Stored dataset items:
= = = = =

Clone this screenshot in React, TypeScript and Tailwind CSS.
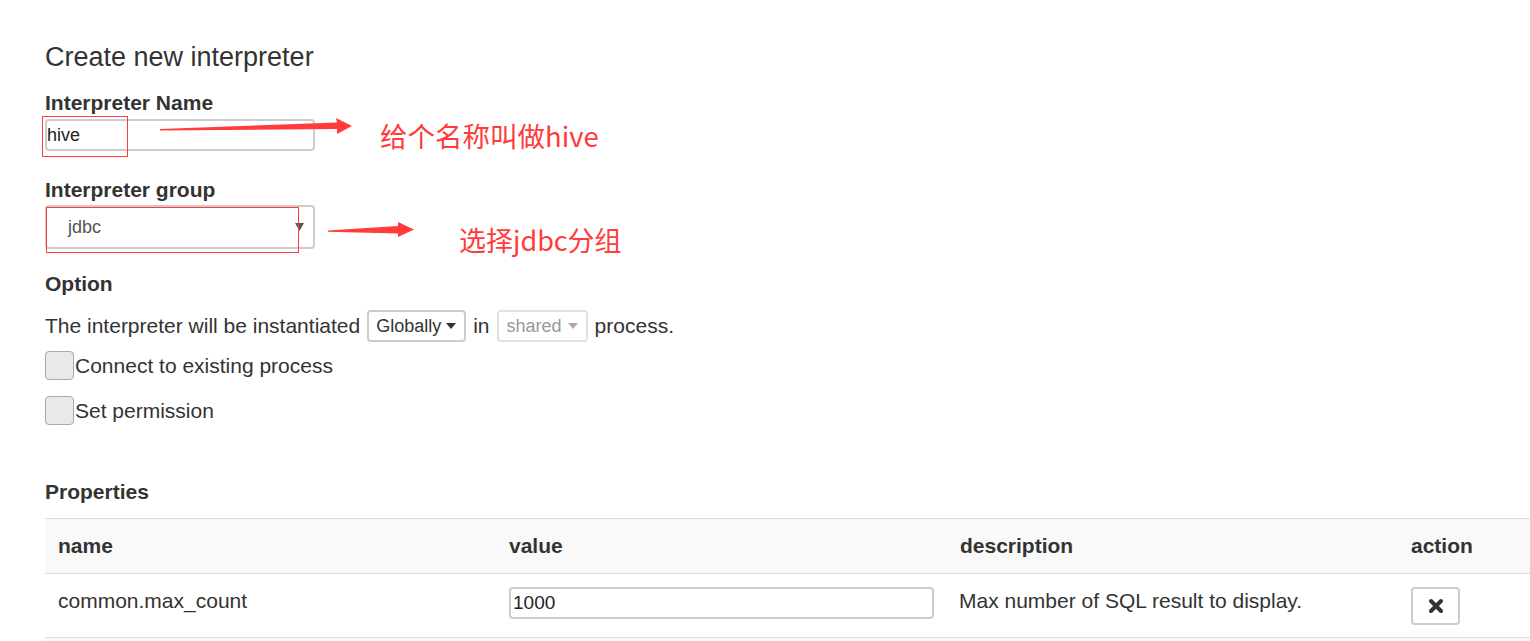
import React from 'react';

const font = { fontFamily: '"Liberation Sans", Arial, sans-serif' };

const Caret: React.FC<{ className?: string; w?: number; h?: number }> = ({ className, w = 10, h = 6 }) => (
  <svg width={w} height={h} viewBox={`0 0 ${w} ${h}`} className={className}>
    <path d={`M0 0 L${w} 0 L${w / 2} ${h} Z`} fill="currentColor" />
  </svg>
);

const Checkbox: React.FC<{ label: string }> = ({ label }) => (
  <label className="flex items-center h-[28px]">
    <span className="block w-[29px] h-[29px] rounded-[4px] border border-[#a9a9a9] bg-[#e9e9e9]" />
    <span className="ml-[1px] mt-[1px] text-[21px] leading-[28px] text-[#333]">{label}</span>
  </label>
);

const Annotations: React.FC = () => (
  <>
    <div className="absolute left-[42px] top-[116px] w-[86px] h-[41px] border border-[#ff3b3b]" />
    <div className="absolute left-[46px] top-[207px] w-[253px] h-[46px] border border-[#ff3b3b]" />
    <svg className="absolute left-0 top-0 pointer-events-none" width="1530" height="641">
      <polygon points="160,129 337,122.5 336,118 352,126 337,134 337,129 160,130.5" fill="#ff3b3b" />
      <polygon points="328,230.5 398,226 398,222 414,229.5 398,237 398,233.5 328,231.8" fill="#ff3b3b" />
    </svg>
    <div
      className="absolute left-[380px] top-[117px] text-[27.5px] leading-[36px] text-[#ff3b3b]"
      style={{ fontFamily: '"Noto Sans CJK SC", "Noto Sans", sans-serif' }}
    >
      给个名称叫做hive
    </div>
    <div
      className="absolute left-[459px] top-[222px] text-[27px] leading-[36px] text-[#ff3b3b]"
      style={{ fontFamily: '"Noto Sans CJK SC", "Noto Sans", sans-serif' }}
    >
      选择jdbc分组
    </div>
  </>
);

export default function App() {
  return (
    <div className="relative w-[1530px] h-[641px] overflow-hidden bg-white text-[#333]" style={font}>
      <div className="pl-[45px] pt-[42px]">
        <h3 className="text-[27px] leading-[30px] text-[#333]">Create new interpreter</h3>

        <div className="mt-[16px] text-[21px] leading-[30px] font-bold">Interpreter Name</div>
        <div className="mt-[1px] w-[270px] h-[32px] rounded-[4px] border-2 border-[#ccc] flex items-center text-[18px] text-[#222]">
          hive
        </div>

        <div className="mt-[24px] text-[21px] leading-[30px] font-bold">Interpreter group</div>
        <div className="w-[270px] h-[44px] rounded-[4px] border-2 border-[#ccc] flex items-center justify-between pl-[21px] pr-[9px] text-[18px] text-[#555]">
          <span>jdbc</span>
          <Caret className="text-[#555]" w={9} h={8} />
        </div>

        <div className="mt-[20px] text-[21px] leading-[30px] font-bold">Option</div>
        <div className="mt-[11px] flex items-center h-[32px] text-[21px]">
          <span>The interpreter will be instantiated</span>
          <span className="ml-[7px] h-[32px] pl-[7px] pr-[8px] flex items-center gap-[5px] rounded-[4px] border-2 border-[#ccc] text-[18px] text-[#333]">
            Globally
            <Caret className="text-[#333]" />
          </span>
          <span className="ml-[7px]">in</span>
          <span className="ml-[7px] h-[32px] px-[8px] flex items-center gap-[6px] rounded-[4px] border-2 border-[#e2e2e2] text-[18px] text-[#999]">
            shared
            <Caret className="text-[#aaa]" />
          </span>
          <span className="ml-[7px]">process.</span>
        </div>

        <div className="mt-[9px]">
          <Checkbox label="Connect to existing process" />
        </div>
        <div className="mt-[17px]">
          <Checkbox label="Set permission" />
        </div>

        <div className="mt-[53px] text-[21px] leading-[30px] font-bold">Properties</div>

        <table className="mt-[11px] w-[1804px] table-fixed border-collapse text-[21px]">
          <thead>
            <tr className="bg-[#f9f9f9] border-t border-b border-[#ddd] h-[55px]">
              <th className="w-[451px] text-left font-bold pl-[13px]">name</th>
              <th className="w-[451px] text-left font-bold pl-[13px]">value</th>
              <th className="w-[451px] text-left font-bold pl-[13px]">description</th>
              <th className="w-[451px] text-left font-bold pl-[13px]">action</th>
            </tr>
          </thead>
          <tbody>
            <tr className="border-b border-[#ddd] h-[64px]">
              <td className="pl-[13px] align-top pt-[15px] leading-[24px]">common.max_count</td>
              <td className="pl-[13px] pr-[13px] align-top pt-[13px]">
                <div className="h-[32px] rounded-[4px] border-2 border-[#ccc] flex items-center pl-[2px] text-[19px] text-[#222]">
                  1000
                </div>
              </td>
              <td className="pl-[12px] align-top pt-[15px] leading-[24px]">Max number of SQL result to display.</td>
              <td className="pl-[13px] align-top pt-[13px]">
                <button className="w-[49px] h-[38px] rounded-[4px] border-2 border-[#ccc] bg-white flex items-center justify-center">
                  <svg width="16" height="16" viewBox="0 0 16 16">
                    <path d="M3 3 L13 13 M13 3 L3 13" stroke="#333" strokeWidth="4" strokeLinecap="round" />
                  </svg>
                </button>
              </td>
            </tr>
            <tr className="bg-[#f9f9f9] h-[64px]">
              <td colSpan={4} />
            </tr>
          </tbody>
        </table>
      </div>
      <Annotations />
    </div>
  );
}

= = = = =

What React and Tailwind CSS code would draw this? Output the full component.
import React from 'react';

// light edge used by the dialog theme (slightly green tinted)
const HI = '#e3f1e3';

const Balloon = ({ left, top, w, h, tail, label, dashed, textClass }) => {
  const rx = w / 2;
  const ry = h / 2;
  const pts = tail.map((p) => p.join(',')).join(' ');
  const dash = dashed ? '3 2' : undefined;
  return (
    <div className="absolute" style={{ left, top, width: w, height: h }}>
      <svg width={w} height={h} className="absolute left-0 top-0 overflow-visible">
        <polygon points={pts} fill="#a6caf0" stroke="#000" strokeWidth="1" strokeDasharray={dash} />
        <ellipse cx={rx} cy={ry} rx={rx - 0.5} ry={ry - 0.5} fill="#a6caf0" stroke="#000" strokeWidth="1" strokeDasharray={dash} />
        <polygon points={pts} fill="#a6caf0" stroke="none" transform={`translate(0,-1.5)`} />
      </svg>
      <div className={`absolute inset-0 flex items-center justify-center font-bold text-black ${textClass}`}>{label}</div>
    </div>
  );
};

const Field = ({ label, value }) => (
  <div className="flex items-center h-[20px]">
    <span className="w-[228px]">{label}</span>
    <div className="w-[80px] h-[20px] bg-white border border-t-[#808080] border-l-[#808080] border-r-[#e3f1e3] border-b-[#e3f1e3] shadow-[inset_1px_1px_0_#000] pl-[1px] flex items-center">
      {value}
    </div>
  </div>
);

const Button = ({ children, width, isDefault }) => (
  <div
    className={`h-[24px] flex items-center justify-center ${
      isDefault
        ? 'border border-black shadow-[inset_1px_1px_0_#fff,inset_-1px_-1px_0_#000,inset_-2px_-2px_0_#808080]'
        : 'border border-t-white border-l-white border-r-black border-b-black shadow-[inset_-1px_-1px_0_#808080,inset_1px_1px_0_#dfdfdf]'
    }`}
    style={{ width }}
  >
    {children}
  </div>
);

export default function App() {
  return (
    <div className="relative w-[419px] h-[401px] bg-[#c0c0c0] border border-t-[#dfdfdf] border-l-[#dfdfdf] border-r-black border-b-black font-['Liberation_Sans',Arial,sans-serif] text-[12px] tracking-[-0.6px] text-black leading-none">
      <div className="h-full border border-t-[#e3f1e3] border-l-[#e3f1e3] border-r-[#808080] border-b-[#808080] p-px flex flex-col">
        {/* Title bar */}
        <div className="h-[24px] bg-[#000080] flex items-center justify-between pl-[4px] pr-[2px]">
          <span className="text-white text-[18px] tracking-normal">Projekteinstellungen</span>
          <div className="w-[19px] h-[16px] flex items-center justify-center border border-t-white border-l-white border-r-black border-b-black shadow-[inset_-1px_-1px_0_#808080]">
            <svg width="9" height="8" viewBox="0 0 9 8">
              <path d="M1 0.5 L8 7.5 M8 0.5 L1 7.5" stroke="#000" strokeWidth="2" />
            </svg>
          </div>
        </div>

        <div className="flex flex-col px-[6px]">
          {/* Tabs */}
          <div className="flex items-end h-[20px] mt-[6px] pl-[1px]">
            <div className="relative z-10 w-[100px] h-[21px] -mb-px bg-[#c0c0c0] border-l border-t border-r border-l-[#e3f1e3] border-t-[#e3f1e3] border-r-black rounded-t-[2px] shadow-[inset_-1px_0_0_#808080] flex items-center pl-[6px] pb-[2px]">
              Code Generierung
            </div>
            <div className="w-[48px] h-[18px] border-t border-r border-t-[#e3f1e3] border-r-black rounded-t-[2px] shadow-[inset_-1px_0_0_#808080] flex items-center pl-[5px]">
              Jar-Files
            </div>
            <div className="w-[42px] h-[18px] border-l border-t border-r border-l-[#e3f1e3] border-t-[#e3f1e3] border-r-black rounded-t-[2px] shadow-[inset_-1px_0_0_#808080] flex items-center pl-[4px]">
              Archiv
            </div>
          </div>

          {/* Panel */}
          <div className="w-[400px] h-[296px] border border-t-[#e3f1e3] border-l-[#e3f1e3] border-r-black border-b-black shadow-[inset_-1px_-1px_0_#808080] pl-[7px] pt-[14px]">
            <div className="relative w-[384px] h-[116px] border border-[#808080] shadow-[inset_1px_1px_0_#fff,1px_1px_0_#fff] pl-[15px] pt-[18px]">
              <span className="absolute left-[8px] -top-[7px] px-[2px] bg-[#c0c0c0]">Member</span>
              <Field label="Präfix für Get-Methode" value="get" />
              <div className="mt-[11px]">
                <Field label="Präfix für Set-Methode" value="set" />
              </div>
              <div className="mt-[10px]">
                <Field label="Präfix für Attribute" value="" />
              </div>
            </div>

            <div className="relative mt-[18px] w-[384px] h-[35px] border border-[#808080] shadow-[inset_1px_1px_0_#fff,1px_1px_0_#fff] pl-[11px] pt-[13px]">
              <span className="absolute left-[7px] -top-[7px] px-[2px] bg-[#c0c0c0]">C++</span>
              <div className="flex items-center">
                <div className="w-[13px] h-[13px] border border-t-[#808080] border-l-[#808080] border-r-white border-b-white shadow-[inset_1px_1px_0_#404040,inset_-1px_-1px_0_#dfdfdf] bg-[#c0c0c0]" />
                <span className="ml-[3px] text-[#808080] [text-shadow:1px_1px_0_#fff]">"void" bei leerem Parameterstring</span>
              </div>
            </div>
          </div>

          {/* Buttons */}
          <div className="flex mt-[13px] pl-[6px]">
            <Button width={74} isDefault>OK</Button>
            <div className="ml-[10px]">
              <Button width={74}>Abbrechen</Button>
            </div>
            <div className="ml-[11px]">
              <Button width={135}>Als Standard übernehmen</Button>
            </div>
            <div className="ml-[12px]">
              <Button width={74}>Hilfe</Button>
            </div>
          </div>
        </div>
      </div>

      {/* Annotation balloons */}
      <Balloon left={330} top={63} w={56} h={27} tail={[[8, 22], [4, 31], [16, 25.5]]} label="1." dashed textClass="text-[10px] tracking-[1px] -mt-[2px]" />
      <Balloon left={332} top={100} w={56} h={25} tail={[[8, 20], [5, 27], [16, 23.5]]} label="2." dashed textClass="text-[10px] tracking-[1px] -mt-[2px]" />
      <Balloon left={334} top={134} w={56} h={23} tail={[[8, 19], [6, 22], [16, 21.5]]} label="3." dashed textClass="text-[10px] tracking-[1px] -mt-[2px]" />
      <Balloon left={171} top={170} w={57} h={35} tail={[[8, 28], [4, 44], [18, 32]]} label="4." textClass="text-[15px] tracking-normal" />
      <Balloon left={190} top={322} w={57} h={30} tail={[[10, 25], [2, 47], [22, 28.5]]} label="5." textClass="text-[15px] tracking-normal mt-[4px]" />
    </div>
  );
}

= = = = =

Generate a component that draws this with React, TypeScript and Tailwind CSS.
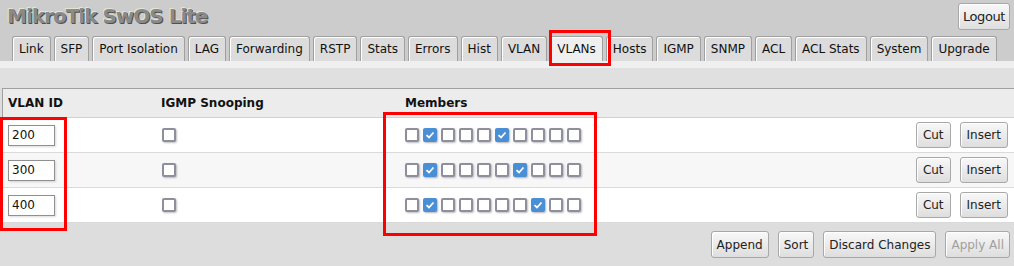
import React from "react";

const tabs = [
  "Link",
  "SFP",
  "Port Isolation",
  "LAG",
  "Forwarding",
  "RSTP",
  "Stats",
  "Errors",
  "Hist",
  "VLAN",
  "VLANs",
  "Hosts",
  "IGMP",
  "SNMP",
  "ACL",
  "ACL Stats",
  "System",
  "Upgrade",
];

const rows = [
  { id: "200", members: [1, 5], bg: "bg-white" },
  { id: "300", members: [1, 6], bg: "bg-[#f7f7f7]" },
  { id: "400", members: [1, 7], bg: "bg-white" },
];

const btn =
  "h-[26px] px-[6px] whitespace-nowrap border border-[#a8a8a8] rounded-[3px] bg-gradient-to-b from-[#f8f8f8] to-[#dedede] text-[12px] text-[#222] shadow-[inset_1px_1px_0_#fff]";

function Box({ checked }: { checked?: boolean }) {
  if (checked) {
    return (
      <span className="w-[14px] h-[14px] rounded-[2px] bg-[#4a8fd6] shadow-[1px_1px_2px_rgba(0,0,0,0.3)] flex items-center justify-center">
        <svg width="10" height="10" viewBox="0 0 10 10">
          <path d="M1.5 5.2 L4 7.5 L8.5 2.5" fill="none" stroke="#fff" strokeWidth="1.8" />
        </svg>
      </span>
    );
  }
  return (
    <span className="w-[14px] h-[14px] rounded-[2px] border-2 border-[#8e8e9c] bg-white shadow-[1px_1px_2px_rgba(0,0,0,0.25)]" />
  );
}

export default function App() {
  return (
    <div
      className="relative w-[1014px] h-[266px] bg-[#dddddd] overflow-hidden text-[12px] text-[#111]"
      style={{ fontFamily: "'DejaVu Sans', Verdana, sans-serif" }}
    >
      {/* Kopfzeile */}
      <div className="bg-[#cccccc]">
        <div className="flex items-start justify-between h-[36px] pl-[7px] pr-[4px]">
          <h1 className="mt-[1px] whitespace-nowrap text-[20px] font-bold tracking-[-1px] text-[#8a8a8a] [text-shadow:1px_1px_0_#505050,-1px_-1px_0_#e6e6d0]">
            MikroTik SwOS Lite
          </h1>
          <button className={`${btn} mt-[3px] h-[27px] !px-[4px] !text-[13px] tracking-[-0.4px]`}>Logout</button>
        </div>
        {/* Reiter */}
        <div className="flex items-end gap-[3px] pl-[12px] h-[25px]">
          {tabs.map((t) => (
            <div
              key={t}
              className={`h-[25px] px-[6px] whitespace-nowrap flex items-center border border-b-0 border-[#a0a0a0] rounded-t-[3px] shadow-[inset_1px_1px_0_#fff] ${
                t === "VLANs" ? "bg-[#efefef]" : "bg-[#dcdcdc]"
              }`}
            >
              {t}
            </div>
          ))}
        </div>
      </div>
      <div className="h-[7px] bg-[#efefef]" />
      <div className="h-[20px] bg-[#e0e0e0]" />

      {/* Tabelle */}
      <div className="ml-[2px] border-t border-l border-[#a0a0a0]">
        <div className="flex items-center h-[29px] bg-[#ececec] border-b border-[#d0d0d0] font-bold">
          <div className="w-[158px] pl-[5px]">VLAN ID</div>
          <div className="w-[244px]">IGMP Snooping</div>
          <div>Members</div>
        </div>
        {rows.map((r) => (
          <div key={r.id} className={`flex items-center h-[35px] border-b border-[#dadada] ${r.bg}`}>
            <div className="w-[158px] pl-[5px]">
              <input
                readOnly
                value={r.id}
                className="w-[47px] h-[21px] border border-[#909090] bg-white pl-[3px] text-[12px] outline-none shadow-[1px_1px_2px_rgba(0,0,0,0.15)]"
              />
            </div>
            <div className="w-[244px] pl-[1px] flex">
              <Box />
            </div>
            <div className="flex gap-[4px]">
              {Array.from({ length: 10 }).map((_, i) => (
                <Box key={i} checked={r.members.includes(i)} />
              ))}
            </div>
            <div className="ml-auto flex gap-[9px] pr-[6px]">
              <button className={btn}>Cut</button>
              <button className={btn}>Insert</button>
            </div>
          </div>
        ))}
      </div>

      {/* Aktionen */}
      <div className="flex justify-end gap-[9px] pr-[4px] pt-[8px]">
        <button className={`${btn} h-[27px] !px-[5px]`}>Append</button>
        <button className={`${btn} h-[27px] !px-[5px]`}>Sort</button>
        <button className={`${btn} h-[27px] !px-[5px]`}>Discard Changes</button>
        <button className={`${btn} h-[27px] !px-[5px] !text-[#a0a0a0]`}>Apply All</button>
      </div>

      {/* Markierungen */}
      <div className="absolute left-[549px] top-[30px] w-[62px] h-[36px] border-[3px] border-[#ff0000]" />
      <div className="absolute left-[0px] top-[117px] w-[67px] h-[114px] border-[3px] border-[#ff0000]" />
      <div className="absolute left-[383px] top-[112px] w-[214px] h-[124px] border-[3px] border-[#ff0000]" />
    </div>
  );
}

= = = = =

- JOB -
Exactly the lines from the line that has "What React and" through the line that has "const HI = '#e3f1e3';" are to be repeated, both included, with nothing added.

- EXERCISE SOLUTION -
What React and Tailwind CSS code would draw this? Output the full component.
import React from 'react';

// light edge used by the dialog theme (slightly green tinted)
const HI = '#e3f1e3';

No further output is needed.